→ Supplied material
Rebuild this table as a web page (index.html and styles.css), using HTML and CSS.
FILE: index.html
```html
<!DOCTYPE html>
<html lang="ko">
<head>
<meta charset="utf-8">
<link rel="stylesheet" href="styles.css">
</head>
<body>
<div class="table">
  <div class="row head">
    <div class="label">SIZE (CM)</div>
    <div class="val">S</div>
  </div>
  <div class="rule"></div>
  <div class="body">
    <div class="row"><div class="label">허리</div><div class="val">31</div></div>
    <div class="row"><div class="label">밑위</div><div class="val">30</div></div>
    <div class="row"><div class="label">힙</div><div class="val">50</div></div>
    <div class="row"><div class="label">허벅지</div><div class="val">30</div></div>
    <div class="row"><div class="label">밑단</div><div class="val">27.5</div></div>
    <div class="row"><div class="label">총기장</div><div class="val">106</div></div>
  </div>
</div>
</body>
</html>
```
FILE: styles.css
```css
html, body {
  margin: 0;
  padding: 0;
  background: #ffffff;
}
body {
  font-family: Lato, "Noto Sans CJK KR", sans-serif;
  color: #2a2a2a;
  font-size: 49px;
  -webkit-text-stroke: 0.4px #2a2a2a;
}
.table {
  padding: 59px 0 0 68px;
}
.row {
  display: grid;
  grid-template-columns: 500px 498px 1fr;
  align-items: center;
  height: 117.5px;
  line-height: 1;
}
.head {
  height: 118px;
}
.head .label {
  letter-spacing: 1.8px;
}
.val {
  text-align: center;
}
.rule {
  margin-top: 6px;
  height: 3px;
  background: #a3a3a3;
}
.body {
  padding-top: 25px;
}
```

...

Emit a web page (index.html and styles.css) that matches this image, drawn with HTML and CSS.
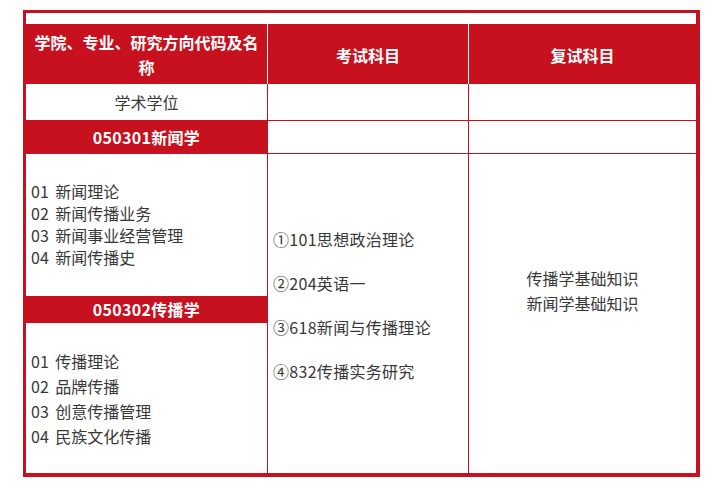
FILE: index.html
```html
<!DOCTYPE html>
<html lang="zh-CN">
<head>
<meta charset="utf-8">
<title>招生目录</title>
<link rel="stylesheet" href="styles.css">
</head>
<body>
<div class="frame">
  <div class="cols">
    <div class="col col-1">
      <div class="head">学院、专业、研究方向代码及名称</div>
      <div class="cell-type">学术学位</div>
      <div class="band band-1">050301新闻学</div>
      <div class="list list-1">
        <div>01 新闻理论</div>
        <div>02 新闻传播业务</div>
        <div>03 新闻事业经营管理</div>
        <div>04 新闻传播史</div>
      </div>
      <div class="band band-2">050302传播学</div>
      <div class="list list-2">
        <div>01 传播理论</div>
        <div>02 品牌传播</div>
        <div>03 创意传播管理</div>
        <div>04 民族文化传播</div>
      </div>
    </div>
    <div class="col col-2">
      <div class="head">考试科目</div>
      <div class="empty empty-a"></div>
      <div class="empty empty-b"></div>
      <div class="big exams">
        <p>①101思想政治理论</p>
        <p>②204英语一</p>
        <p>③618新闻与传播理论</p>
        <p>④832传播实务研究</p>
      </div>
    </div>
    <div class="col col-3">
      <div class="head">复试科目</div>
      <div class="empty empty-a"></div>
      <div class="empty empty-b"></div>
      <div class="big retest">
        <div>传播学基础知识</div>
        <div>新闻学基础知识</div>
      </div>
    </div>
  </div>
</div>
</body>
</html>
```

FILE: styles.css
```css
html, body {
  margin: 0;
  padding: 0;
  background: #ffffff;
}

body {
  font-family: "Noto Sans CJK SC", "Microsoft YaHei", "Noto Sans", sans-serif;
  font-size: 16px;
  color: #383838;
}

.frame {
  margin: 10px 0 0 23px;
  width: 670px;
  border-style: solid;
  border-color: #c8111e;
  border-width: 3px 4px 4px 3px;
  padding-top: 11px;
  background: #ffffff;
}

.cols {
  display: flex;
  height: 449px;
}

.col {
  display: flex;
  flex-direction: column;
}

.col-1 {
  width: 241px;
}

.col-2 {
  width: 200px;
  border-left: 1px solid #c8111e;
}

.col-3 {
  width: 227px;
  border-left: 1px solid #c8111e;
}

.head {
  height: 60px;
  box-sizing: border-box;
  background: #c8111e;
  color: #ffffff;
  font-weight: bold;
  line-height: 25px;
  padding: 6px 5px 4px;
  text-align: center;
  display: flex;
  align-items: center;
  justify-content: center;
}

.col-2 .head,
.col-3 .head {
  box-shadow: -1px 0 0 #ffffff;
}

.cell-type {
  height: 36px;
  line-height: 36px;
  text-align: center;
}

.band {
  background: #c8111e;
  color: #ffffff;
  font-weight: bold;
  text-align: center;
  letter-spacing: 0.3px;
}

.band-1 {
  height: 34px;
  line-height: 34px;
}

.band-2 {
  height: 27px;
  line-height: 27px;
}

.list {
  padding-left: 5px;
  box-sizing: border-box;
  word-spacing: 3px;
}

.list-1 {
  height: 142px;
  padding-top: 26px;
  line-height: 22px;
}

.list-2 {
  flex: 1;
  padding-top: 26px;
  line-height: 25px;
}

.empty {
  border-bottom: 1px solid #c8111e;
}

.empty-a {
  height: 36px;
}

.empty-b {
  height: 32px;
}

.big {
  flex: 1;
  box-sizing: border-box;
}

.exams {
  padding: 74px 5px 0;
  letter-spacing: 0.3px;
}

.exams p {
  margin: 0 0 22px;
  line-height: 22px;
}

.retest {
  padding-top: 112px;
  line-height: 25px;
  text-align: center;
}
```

→ Written request
Report the number of lines in the listing that include the string "this"; give nothing but the number.

→ Solved exercise
2